Another interesting attribute of zinc that influenced its selection for the project is its ability to repel moss. “The cathedral is in somewhat of a concrete canyon with high-rises all around and thus gets very little sun,” Birtwell said. “The previous roof was really moss-covered. We sometimes joked that the moss was the only thing holding the old building together.” The detailing on the job was complex with multiple interfacing. “We had complicated transitions,” Kellogg said. “There was no caulking and no screws. We only used traditional methods. There were lots of pitch changes and elevation changes that made the installation time-intensive. It was definitely a labor of love.”
According to architect Cochlin, all of the details were drawn by hand. “That’s definitely old school,” Cochlin said. “However, it was particularly appropriate for a heritage project. We worked closely with TEK Roofing and had many on-site meetings. There was definitely more collaboration with the installer than is the norm today.”
The drainage system utilized the traditional 6” RHEINZINK half-round gutters with RHEINZINK hangers, outlets, and expansion joints. “It’s a beautiful system and complements the scale of the roof,” Kellogg said. On several small dormers, 5” gutters were used.

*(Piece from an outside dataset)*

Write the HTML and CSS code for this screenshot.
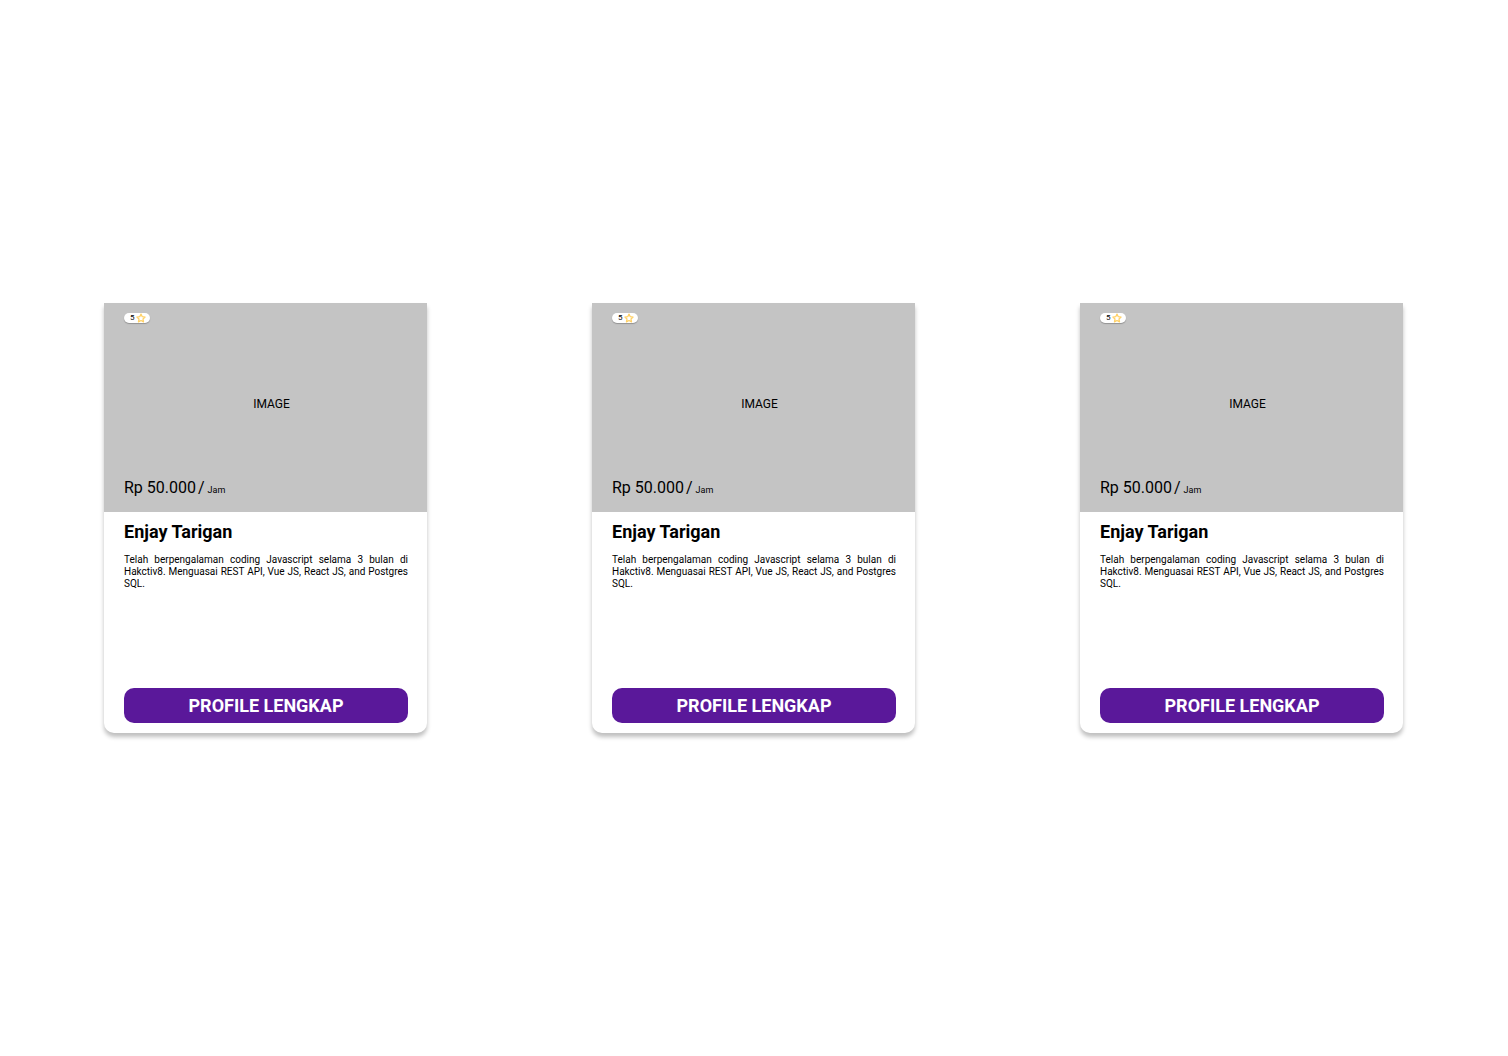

Another major aspect of the final-phase renovation was the addition of a highly-anticipated bell spire set atop the existing elevator core. The open glass and steel structure housing four custom-cast bronze bells was the last significant architectural addition to the project. The bells were cast in France and the bell spire glass features a design by Canadian artist Sarah Hall. The bells ring at the beginning and end of the workday, on Sundays, for weddings and funerals, and to mark special celebrations in Vancouver’s civic, interfaith, and multicultural community. “Completion of the project protects the heritage of this historic and much-loved church and the bells proclaim the compassion and peace that this place represents,” said Peter Elliott, dean and rector of Christ Church Cathedral.